* _Problem details_: Provide the count of lines that hold "components" and no other output.

* _Source data_:
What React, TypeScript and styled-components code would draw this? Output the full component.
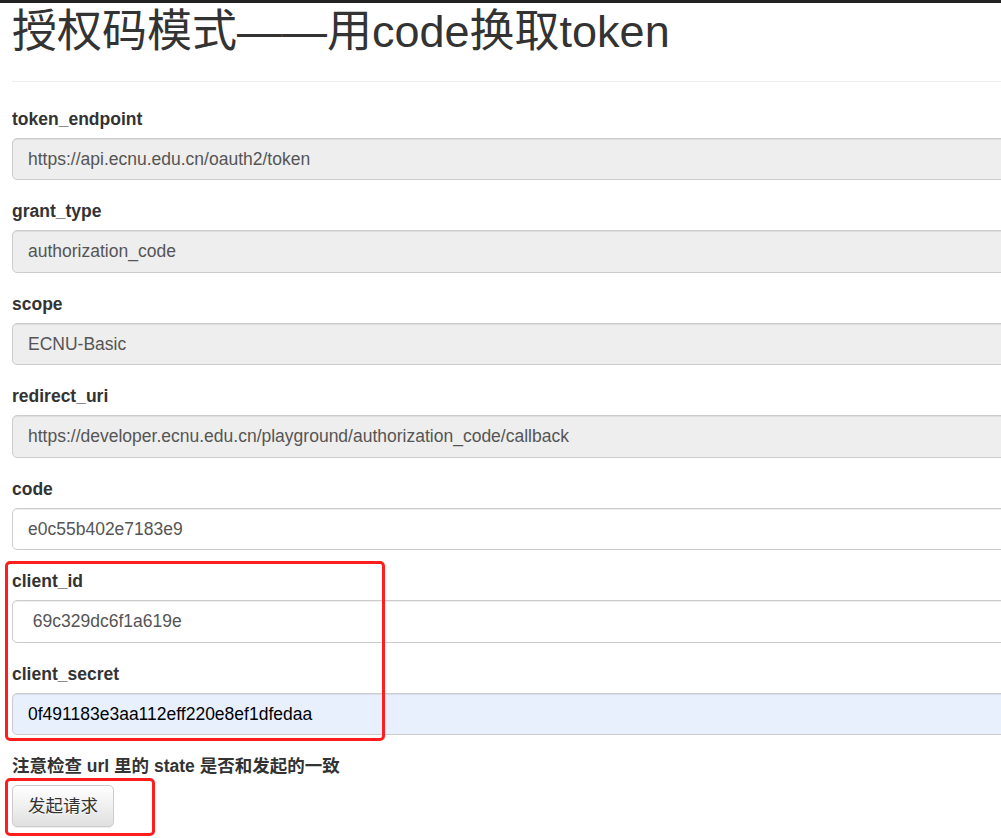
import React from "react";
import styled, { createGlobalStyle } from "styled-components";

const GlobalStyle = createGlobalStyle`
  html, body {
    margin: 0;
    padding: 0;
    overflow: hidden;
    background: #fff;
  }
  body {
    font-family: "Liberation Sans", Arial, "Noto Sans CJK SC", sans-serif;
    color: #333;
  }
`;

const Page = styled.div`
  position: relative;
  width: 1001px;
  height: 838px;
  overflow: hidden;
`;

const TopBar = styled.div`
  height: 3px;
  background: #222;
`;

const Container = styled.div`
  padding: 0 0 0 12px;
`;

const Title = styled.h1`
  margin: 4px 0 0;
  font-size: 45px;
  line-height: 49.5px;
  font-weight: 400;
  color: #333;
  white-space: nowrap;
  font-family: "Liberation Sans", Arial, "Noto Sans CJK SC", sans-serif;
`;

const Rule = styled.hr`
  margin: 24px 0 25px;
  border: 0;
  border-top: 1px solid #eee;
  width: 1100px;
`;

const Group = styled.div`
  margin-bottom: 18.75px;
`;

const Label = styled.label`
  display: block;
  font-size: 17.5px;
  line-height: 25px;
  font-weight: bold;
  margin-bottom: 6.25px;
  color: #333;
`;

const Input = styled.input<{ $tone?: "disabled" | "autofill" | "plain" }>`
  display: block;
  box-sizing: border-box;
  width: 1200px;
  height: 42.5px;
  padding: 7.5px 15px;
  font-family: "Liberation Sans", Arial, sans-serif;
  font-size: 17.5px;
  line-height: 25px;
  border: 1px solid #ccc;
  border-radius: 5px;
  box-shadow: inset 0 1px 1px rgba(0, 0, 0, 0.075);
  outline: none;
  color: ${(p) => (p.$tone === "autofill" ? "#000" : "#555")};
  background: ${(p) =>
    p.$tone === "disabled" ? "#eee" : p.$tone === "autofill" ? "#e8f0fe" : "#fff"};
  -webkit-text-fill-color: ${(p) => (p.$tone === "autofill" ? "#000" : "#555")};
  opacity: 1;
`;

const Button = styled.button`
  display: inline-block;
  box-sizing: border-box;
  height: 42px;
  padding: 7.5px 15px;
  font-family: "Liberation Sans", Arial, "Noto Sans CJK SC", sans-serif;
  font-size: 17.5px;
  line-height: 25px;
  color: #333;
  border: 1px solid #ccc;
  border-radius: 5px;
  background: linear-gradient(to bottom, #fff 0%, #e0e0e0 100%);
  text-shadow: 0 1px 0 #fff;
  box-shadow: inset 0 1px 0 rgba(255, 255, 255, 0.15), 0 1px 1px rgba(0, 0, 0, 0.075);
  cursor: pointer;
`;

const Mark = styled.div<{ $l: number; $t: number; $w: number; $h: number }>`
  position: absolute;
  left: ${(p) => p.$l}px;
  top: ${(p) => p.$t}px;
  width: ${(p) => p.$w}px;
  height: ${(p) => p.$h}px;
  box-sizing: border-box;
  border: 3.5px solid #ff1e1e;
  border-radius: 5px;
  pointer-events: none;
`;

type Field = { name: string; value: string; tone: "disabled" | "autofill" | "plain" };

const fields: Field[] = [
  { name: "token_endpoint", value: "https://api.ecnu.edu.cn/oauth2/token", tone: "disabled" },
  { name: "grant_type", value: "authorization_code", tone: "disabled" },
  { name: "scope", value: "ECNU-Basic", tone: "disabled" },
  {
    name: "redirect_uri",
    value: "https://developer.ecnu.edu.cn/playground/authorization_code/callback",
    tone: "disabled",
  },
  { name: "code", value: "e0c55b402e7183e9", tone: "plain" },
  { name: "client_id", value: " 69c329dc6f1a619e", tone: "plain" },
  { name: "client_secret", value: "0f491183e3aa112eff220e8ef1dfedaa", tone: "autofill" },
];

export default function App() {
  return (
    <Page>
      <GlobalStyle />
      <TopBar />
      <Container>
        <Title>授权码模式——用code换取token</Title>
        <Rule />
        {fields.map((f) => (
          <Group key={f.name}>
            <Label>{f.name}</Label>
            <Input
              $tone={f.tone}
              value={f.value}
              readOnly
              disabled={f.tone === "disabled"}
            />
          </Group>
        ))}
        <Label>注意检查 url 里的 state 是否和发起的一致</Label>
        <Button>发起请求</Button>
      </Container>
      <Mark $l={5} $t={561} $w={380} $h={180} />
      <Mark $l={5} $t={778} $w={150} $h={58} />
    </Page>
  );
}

* _Right answer_: 2